Tracking issue: compile cache
Follow up to https://github.com/nodejs/node/issues/47472 . Some items that can be investigated:
- [ ] Exposing an API for user code to control the caching https://github.com/nodejs/node/pull/52535#issuecomment-2059390083
- [ ] Idle-time cache serialization like what Blink does, to avoid penalizing the first load
- [ ] Other hashing algorithm (CRC32 may be good enough for our use case. In the initial implementation, it was chosen because it can be used on no-crypto builds and fast enough. For reference, ccache has used md4 and later BLAKE2b -> BLAKE3)
- [ ] Other directory layout (splitting the cache for each file and read on the fly seems to be fast enough and I don't really see I/O showing up in the profile anyway) or using a db (if/when we implement Web Storage?)
- [ ] Embedder API for configuring the storage
- [ ] Inode caching like https://github.com/ccache/ccache/pull/577 (note that CRC32 also barely shows up in the profile, it may not worth the complexity).
- [ ] Avoid UTF8 transcoding by directly reading the source code as buffer from disk (this needs to dance with CJS loader monkey patching)

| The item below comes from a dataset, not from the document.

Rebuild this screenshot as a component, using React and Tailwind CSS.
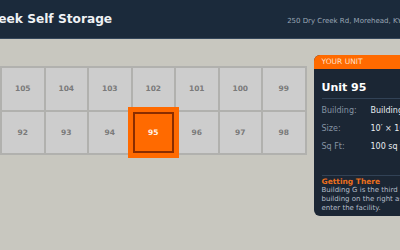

Avoid UTF8 transcoding by directly reading the source code as buffer from disk (this needs to dance with CJS loader monkey patching)
FWIW I think loaders/require hooks are probably very common in dev and pretty rare in production (where compile cache has the most value) but that's just intuition.
and pretty rare in production
I would think it's the opposite for tracing agents - although they usually don't care about the source code (except the current loaders built on top of the off-thread hooks like import-in-the-middle that are forced to do a hacky analysis of the source code, which is why I am proposing a in-thread link() hook for them in https://github.com/nodejs/loaders/pull/198 to not have to do this).
Also, speaking of loader hooks, I think we need to convert the CJS loader to pass buffers around regardless for future binary file loading support (for example if the custom loader wants to support loading wasm, or zip, or anything that's not stored as uh, bytes encoded in UTF8 on disk).
(Now I am spamming this tracking issue but) after some looks into existing monkey patching usages in popular packages (or I did a GitHub code search) I think the most prioritized item should be an API for packages to turn this on programmably. I don't have a great idea about how this API should look like though, so ideas welcomed. (Maybe process.enableCompileCache(dir) with some re-entrancy guards would be good enough, or maybe it's a terrible idea to make it per-thread because packages can step on each other's toes?).
Other hashing algorithm
xxhash by the creator of ztsd seems a good no-crypto hash algorithm.